Messieurs, j’ai entendu avec étonnement, quelques orateurs préconiser encore dans cette enceinte la liberté commerciale. Je croyais que personne aujourd’hui ne prendrait plus la parole pour soutenir ce système, et que l’expérience ainsi que l’enquête elle-même auraient éclairé tout le monde sur ce point.
Que nous a-t-on dit, messieurs, en faveur du système de la liberté commerciale ? En opposition à tous les nombreux pays que nous avons cités pour prouver combien la pratique du système protecteur a amené de bonheur et de prospérité matérielle chez les nations qui savaient s’employer, on nous a cité deux contrées : la Suisse et la Saxe.
Quant à la Suisse, messieurs, je ne crois pas devoir répéter ce qui vous en a été dit. Tout le monde sait que ce pays est dans une position tout à fait exceptionnelle et que toutes les fois qu’il a voulu se livrer à des fabrications, dont les nations industrielles qui les mettaient en pratique, voulaient conserver le monopole, il a immédiatement été empêché de s’y livrer, parce qu’on inondait son propre marché de produits similaires, et que l’on amenait ainsi la ruine de toutes les fabriques que l’on avait commencé à élever.
D’ailleurs, messieurs, le sort de la Suisse est-il si à envier ? Ne l’avons-nous pas toujours vue si peu prospère, qu’elle était obligée de vendre ses hommes comme soldats pour la défense des intérêts d’autres pays ? N’en avons-nous pas eu nous-mêmes un exemple en Belgique avant la révolution de 1830 ? Ne voyons-nous pas encore aujourd’hui une foule de Suisses venir exercer leurs métiers chez nous, parce qu’ils ne trouvent pas de quoi vivre dans leur pays ?

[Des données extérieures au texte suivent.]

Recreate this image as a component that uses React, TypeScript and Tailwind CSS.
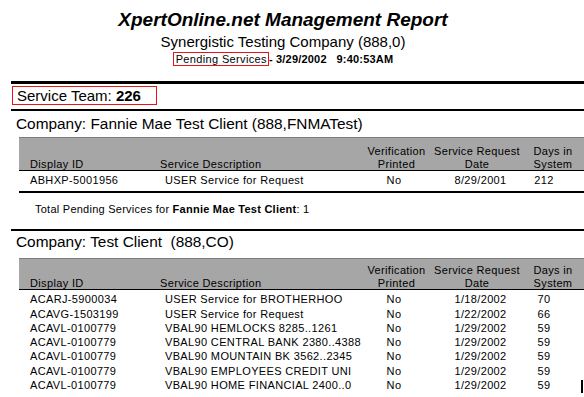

Quant à la Saxe, messieurs, c’est encore le tableau du commerce de 1842 qui va répondre.
Nous avons reçu de la Saxe, en 1842, pour une valeur de 1,631,354 francs, et, dans cette somme, il y avait pour 1,422,968 fr. de laine, qui est une matière première. Mais nous avons exporté en Saxe pour une valeur de 4,764,476 fr., et, dans cette somme, il se trouvait pour 3,689,709 fr. de draps et autres tissus de laine, fabriqués avec une partie de cette même laine probablement que nous avait fournie la Saxe.
Voila, messieurs, la grande prospérité qu’amène chez un peuple la liberté commerciale. En Belgique, nous ne pratiquons le système protecteur qu’à demi, et nous recevons de la Saxe, qui pratique la liberté commerciale, des matières premières que nous transformons en produits fabriques et que nous transportons chez elle.
(Erratum Moniteur belge n°130, du 9 mai 1844 :) On a prétendu, messieurs, que l’Angleterre qui a inscrit longtemps la peine de mort dans son code douanier, s’était trouvée fort mal du système protecteur, et que, depuis quelques années, elle l’abandonnait.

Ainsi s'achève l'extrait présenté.